> _Source data_:
◇ ◇ ◇ ◇ ◇
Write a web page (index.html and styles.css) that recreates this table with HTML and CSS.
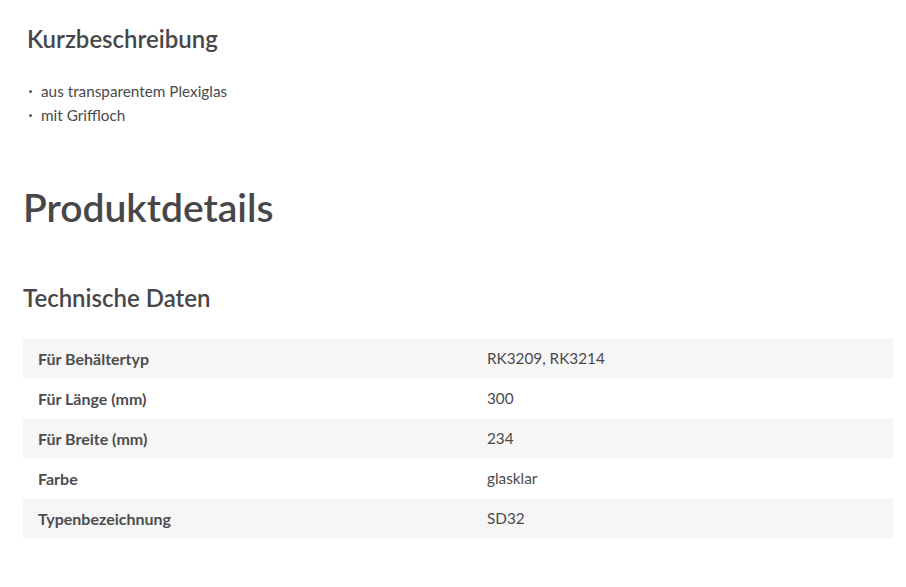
FILE: index.html
```html
<!DOCTYPE html>
<html lang="de">
<head>
<meta charset="utf-8">
<link rel="stylesheet" href="styles.css">
</head>
<body>
<div class="page">
  <section class="short">
    <h3 class="short-title">Kurzbeschreibung</h3>
    <ul class="bullets">
      <li>aus transparentem Plexiglas</li>
      <li>mit Griffloch</li>
    </ul>
  </section>
  <h2 class="details-title">Produktdetails</h2>
  <h3 class="tech-title">Technische Daten</h3>
  <table class="specs">
    <tbody>
      <tr><th>Für Behältertyp</th><td>RK3209, RK3214</td></tr>
      <tr><th>Für Länge (mm)</th><td>300</td></tr>
      <tr><th>Für Breite (mm)</th><td>234</td></tr>
      <tr><th>Farbe</th><td>glasklar</td></tr>
      <tr><th>Typenbezeichnung</th><td>SD32</td></tr>
    </tbody>
  </table>
</div>
</body>
</html>
```
FILE: styles.css
```css
html, body {
  margin: 0;
  padding: 0;
  background: #fff;
}
body {
  font-family: "Lato", "Open Sans", sans-serif;
  color: #4a4a4c;
  font-size: 15.3px;
}
.page {
  padding: 0 13px 0 23px;
}
.short {
  padding: 23px 0 0 4px;
}
.short-title {
  margin: 0;
  font-size: 24px;
  font-weight: 600;
  line-height: 32px;
  color: #47474a;
}
.bullets {
  list-style: none;
  margin: 24px 0 0 0;
  padding: 0;
}
.bullets li {
  position: relative;
  padding-left: 14px;
  line-height: 24px;
}
.bullets li::before {
  content: "";
  position: absolute;
  left: 2px;
  top: 11px;
  width: 3px;
  height: 3px;
  border-radius: 50%;
  background: #555;
}
.details-title {
  margin: 54px 0 0 0;
  font-size: 39px;
  line-height: 52px;
  font-weight: 600;
  color: #47474a;
}
.tech-title {
  margin: 49px 0 0 0;
  font-size: 24px;
  line-height: 32px;
  font-weight: 600;
  color: #47474a;
}
.specs {
  margin-top: 24px;
  width: 870px;
  border-collapse: collapse;
  font-size: 15.3px;
}
.specs tr:nth-child(odd) {
  background: #f6f6f6;
}
.specs th,
.specs td {
  height: 40px;
  padding: 0 15px;
  text-align: left;
  vertical-align: middle;
}
.specs th {
  width: 419px;
  font-weight: 700;
  font-size: 16px;
  color: #4d4d50;
}
.specs td {
  font-weight: 400;
}
```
◇ ◇ ◇ ◇ ◇
> _Work required_:
Return the listing above in full and without alteration, excluding its pictures.

> _Exercise output_:
Write a web page (index.html and styles.css) that recreates this table with HTML and CSS.
FILE: index.html
```html
<!DOCTYPE html>
<html lang="de">
<head>
<meta charset="utf-8">
<link rel="stylesheet" href="styles.css">
</head>
<body>
<div class="page">
  <section class="short">
    <h3 class="short-title">Kurzbeschreibung</h3>
    <ul class="bullets">
      <li>aus transparentem Plexiglas</li>
      <li>mit Griffloch</li>
    </ul>
  </section>
  <h2 class="details-title">Produktdetails</h2>
  <h3 class="tech-title">Technische Daten</h3>
  <table class="specs">
    <tbody>
      <tr><th>Für Behältertyp</th><td>RK3209, RK3214</td></tr>
      <tr><th>Für Länge (mm)</th><td>300</td></tr>
      <tr><th>Für Breite (mm)</th><td>234</td></tr>
      <tr><th>Farbe</th><td>glasklar</td></tr>
      <tr><th>Typenbezeichnung</th><td>SD32</td></tr>
    </tbody>
  </table>
</div>
</body>
</html>
```
FILE: styles.css
```css
html, body {
  margin: 0;
  padding: 0;
  background: #fff;
}
body {
  font-family: "Lato", "Open Sans", sans-serif;
  color: #4a4a4c;
  font-size: 15.3px;
}
.page {
  padding: 0 13px 0 23px;
}
.short {
  padding: 23px 0 0 4px;
}
.short-title {
  margin: 0;
  font-size: 24px;
  font-weight: 600;
  line-height: 32px;
  color: #47474a;
}
.bullets {
  list-style: none;
  margin: 24px 0 0 0;
  padding: 0;
}
.bullets li {
  position: relative;
  padding-left: 14px;
  line-height: 24px;
}
.bullets li::before {
  content: "";
  position: absolute;
  left: 2px;
  top: 11px;
  width: 3px;
  height: 3px;
  border-radius: 50%;
  background: #555;
}
.details-title {
  margin: 54px 0 0 0;
  font-size: 39px;
  line-height: 52px;
  font-weight: 600;
  color: #47474a;
}
.tech-title {
  margin: 49px 0 0 0;
  font-size: 24px;
  line-height: 32px;
  font-weight: 600;
  color: #47474a;
}
.specs {
  margin-top: 24px;
  width: 870px;
  border-collapse: collapse;
  font-size: 15.3px;
}
.specs tr:nth-child(odd) {
  background: #f6f6f6;
}
.specs th,
.specs td {
  height: 40px;
  padding: 0 15px;
  text-align: left;
  vertical-align: middle;
}
.specs th {
  width: 419px;
  font-weight: 700;
  font-size: 16px;
  color: #4d4d50;
}
.specs td {
  font-weight: 400;
}
```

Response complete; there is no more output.